## Prompt
Pull out every line below that holds the word "this".

## Records shown

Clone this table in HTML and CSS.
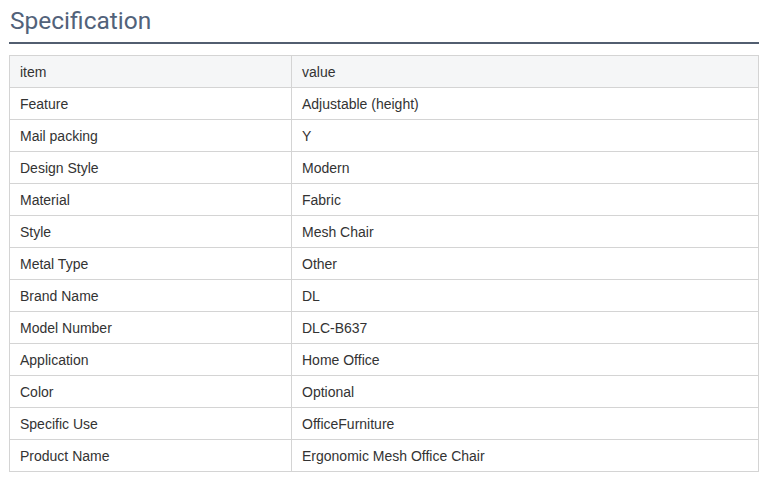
FILE: index.html
```html
<!DOCTYPE html>
<html>
<head>
<meta charset="utf-8">
<link rel="stylesheet" href="styles.css">
</head>
<body>
<div class="spec">
  <h2 class="spec-title">Specification</h2>
  <table class="spec-table">
    <tr class="head"><td class="c1">item</td><td>value</td></tr>
    <tr><td class="c1">Feature</td><td>Adjustable (height)</td></tr>
    <tr><td class="c1">Mail packing</td><td>Y</td></tr>
    <tr><td class="c1">Design Style</td><td>Modern</td></tr>
    <tr><td class="c1">Material</td><td>Fabric</td></tr>
    <tr><td class="c1">Style</td><td>Mesh Chair</td></tr>
    <tr><td class="c1">Metal Type</td><td>Other</td></tr>
    <tr><td class="c1">Brand Name</td><td>DL</td></tr>
    <tr><td class="c1">Model Number</td><td>DLC-B637</td></tr>
    <tr><td class="c1">Application</td><td>Home Office</td></tr>
    <tr><td class="c1">Color</td><td>Optional</td></tr>
    <tr><td class="c1">Specific Use</td><td>OfficeFurniture</td></tr>
    <tr><td class="c1">Product Name</td><td>Ergonomic Mesh Office Chair</td></tr>
  </table>
</div>
</body>
</html>
```
FILE: styles.css
```css
html, body { margin: 0; padding: 0; background: #fff; }
.spec { margin-left: 9px; width: 750px; }
.spec-title {
  margin: 0;
  padding: 6px 0 7px 1px;
  font-family: Roboto, "Liberation Sans", sans-serif;
  font-weight: 400;
  font-size: 24.5px;
  line-height: 29px;
  color: #52627a;
  border-bottom: 2px solid #525e70;
}
.spec-table {
  margin-top: 11px;
  width: 750px;
  border-collapse: collapse;
  font-family: "Liberation Sans", Arial, sans-serif;
  font-size: 14px;
  color: #333;
}
.spec-table td {
  border: 1px solid #d4d4d4;
  padding: 0 10px;
  height: 31px;
  box-sizing: border-box;
}
.spec-table .c1 { width: 282px; }
.spec-table tr { height: 32px; }
.spec-table .head td { background: #f5f6f7; }
```
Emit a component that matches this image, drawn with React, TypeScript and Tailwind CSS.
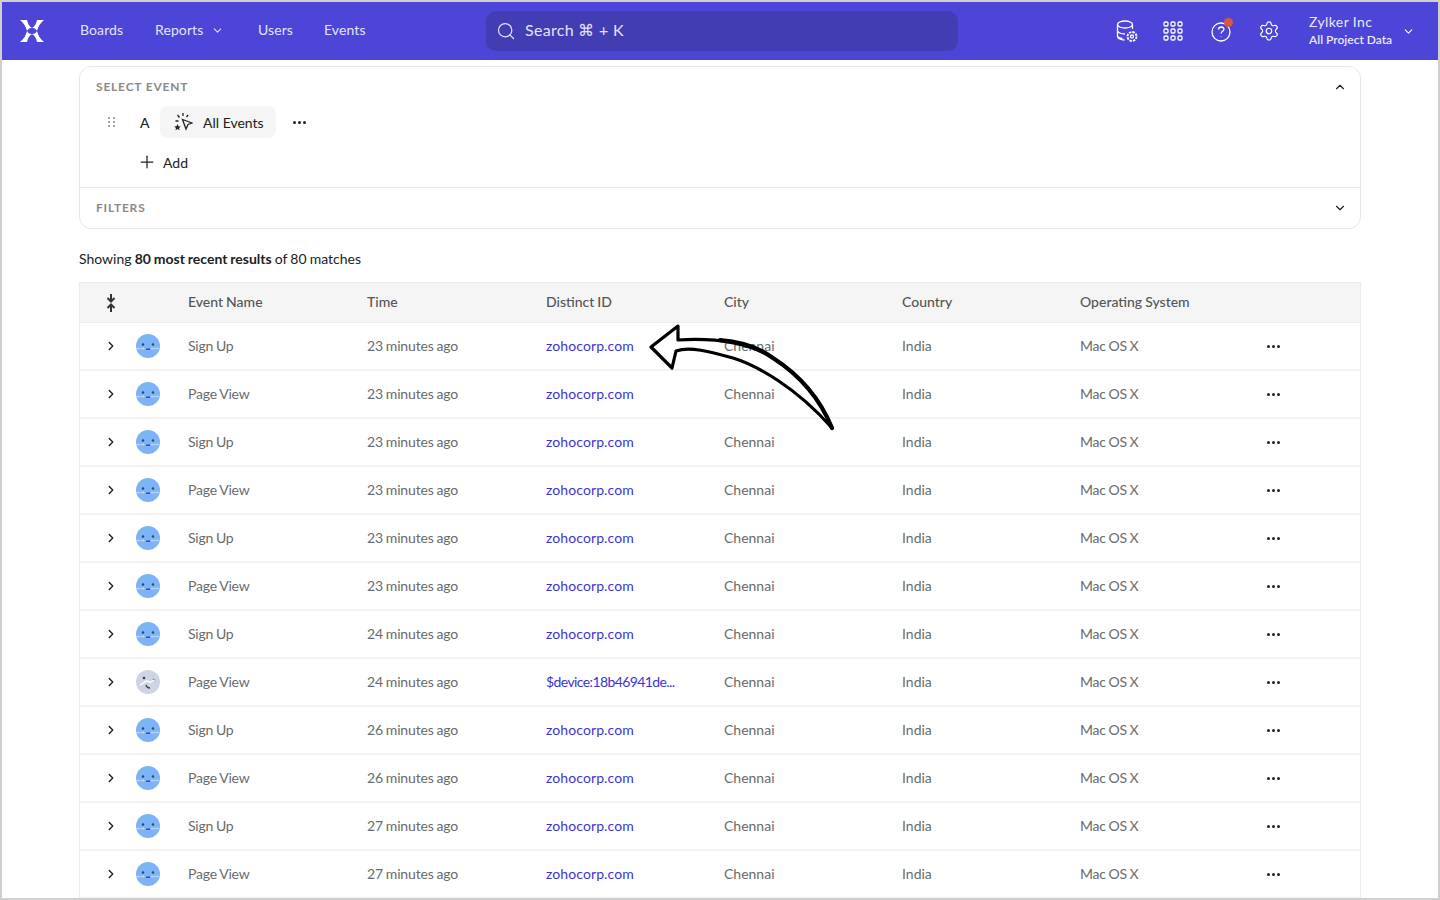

## Task answer
Clone this table in HTML and CSS.
Emit a component that matches this image, drawn with React, TypeScript and Tailwind CSS.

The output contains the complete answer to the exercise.